Quantize BERT with Quantization Aware Training


BERT - Bidirectional Encoder Representations from Transformers, is a language representation model introduced last year by Devlin et al [1] . It was shown that by fine-tuning a pre-trained BERT model it is possible to achieve state-of-the-art performance on a wide variety of Natural Language Processing (NLP) applications.

In this page we are going to show how to run quantization aware training in the fine tuning phase to a specific task in order to produce a quantized BERT model which simulates quantized inference. In order to utilize quantization for compressing the model’s memory footprint or for accelarating computation, true quantization must be applied using optimized kernels and dedicated hardware.
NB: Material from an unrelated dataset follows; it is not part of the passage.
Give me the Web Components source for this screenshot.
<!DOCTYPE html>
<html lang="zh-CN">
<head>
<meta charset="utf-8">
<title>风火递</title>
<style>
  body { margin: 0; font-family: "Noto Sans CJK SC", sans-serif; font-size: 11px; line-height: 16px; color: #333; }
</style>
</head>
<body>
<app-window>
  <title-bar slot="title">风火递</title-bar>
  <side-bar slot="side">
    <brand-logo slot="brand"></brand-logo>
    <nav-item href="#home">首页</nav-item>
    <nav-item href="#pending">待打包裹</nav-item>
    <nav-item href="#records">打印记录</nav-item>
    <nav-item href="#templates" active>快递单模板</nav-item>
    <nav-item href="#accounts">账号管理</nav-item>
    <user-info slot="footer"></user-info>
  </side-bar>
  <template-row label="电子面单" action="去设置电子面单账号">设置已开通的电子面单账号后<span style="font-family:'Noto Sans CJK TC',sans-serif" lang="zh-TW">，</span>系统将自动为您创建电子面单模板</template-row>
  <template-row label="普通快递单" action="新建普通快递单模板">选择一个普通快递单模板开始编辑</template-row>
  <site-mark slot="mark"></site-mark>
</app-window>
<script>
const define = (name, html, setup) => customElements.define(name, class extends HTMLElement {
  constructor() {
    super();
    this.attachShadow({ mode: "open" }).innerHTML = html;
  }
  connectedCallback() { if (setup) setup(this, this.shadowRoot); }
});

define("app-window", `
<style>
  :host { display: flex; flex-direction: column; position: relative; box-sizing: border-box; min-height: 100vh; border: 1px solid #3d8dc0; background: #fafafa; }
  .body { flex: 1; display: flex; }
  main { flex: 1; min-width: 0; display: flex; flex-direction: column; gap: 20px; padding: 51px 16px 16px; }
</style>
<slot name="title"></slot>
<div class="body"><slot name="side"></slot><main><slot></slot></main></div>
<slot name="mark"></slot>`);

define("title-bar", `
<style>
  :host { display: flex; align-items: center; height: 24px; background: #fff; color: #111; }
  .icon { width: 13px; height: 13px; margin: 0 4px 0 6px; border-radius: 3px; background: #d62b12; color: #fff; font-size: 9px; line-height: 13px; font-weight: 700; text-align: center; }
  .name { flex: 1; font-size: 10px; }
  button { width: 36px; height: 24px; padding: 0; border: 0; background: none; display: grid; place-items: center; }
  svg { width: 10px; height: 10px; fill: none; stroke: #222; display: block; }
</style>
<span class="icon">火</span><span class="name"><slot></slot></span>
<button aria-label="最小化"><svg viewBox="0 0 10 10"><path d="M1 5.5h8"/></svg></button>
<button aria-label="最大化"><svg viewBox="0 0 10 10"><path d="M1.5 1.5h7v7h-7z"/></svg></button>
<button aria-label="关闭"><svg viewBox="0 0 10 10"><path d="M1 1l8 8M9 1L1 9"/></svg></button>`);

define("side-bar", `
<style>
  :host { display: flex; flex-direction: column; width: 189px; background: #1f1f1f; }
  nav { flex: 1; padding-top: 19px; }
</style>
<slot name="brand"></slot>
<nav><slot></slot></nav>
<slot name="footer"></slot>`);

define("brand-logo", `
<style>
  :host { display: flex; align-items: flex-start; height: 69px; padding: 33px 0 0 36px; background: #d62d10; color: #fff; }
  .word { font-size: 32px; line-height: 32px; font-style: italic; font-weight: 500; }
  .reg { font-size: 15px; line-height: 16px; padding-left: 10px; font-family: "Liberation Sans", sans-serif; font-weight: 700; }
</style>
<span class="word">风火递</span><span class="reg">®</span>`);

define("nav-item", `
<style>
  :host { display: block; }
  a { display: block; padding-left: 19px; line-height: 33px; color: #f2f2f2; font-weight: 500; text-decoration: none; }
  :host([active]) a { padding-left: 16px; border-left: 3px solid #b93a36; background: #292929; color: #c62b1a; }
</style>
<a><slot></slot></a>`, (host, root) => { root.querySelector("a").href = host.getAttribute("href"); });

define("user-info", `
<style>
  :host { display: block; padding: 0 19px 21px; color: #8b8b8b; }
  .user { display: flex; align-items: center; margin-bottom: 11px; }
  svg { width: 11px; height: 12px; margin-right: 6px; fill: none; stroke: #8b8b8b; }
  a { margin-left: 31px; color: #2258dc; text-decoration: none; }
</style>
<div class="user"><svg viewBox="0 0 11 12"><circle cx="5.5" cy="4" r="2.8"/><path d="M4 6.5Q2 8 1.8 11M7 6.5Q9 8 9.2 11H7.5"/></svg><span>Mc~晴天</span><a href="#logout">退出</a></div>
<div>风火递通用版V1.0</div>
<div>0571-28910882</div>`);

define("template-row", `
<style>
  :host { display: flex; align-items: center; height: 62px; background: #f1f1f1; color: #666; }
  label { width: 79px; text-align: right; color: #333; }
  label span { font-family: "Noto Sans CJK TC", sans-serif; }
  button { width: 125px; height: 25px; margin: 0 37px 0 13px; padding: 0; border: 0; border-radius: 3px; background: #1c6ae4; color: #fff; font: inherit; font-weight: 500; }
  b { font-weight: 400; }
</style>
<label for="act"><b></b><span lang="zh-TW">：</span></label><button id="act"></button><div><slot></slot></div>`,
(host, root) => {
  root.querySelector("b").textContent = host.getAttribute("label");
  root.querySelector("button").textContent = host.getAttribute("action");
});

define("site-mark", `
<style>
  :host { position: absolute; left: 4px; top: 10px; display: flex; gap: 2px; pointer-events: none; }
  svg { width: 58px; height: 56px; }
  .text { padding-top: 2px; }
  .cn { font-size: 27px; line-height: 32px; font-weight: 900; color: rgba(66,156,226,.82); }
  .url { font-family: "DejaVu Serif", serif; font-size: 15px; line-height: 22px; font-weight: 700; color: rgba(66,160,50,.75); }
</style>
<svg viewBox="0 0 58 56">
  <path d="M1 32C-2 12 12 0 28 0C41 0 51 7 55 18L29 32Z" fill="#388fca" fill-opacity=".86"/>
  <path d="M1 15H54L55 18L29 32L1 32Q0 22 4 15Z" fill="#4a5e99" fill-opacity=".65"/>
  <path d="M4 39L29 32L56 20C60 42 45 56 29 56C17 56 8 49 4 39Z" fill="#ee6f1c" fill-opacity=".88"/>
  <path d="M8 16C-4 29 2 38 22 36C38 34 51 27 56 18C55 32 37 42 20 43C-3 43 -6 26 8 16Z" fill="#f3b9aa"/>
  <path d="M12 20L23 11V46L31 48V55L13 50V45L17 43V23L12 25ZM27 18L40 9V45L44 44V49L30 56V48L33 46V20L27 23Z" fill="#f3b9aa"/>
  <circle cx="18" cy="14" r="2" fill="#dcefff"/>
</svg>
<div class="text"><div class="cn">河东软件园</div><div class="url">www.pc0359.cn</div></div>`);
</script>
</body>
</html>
The QuantizedBertModel is only simulating quantization, meaning, the model is saved and computed using FP32 representation. During inference quantization is done online using Int8 values represented and computed with FP32 tensors.

Quantization Aware Training

The idea of quantization aware training is to introduce to the model the error caused by quantization while training in order for the model to learn to overcome this error.

In this work we use the quantization scheme and method offered by Jacob et al [2]. At the forward pass we use fake quantization to simulate the quantization error during the forward pass and at the backward pass we estimate the fake quantization gradients using Straight-Through Estimator [3].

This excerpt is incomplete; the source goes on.